However you throw us, we will stand

October 13, 2019


Never has off-key been so on-target

By John Busbee for The Culture Buzz


            In 2018, Nocé gave Greater Des Moines audiences a sublime cabaret experience that deservedly garnered two Cloris Awards (Best Performance by an Actress in a Leading Role, Best Costume & Makeup Design). This is a rare opportunity to experience why such a show earned such high accolades. Gina Gedler and Max Wellman, with musical director Ben Hagen, reprise their teamwork to again share their two-person show, Souvenir. This is a captivating story, filled with heart, humor and plenty of music – surprising music, woven into a tale of two souls destined to connect through the love of music.

            Souvenir is described as “a two-character play, with incidental music,” and was created by Stephen Temperley. Cosmé McMoon (Wellman) reminisces, while working in a 1960s Greenwich Village club, about the musical career of Florence Foster Jenkins (Gedler). Jenkins’ wealth and desire to express herself through her music and McMoon’s need to find income forged an unlikely relationship that spanned a dozen years. Both desired success, albeit from much different perspectives, creating cultish fame through Jenkins’ off-key recitals. The play culminates in a sold-out performance at Carnegie Hall in 1944. Lavish costuming, the complexities of their evolving relationship and their touching attraction and support of each other, in the Nocé club setting, make this a captivating evening. The show’s title comes from Jenkins’ insisting that her recording of “Queen of the Night” (Mozart), when her voice is not as strong, will make “a lovely souvenir.”
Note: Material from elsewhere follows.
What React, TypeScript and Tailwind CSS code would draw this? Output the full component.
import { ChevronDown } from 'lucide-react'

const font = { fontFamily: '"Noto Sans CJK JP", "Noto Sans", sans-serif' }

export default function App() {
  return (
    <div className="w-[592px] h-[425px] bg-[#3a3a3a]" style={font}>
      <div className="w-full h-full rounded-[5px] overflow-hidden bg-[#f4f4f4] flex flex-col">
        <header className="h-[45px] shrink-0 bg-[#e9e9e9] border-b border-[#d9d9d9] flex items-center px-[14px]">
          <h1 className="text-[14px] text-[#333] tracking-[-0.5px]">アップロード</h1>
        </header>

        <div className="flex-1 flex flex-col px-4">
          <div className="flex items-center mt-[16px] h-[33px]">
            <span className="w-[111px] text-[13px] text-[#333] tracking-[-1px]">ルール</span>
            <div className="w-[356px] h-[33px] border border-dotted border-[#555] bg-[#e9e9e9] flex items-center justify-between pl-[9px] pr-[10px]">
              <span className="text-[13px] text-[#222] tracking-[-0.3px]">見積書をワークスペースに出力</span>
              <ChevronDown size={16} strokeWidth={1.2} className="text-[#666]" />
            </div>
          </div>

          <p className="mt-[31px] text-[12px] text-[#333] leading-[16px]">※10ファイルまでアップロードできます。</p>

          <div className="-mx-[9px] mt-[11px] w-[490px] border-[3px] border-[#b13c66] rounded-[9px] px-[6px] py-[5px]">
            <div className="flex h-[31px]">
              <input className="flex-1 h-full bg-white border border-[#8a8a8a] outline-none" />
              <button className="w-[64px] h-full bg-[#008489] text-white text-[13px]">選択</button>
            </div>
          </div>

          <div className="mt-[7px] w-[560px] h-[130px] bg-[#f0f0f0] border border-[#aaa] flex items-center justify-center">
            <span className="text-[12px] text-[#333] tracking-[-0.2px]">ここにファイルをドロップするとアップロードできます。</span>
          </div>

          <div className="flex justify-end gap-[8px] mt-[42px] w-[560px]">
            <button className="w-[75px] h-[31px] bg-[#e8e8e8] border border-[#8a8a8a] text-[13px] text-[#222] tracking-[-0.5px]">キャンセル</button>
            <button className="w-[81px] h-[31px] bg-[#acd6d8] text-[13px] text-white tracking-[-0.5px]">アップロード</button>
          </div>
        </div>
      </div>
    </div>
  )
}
            Souvenir transforms the Nocé space into an immersive theatrical playground for Gedler and Wellman. As Cosmé, Wellman flexes his acting chops as he immerses himself into the role. His Cosmé brings frustration, empathy and a specially developed affection into the relationship, with a seasoned layering that allows his seldom-displayed acting chops get to share. Gedler’s Florence carries us on a journey that piques our compassion while also raising our ire at her seemingly oblivious understanding of her abilities. Sweeping into scenes and taking command without tipping into parody, Gedler brings a believability to her Florence that allows us to glimpse into her soul and her drive. Bedecked in some exquisite costuming and accoutrements (thanks to the talents of costume designer Mel Ziegenfuss), some of Gedler’s moments are pure eye candy. Florence spans the gamut of breathtaking in the majesty of her poise and confidence, often clothed in fashions that would make a fully-flared peacock seem pedestrian.

            This show is a gentle, warm-hearted journey, from Cosmé’s opening in the future when he shares initial story-setting, somber reflections, to returning to that initial meeting some thirty plus years earlier with Florence. Gedler and Wellman are intuitively connected as the audience is drawn in from that first, awkward encounter which evolves into a special affection that transcends the recurring song, “Crazy Rhythm,” especially it’s lyrics, “when a high brow meets a low brow.” Gedler’s closing scene will leave no dry eye in the house as she touches everyone’s heart, while displaying the inner-soul of Florence. Reward yourself with this show – it is a gem with the staying power of a favorite memory, thanks to this duo’s vibrant talents at delivering captivating performances. As Florence shares, “If only we could live in the music forever.” This show will live in your heart forever.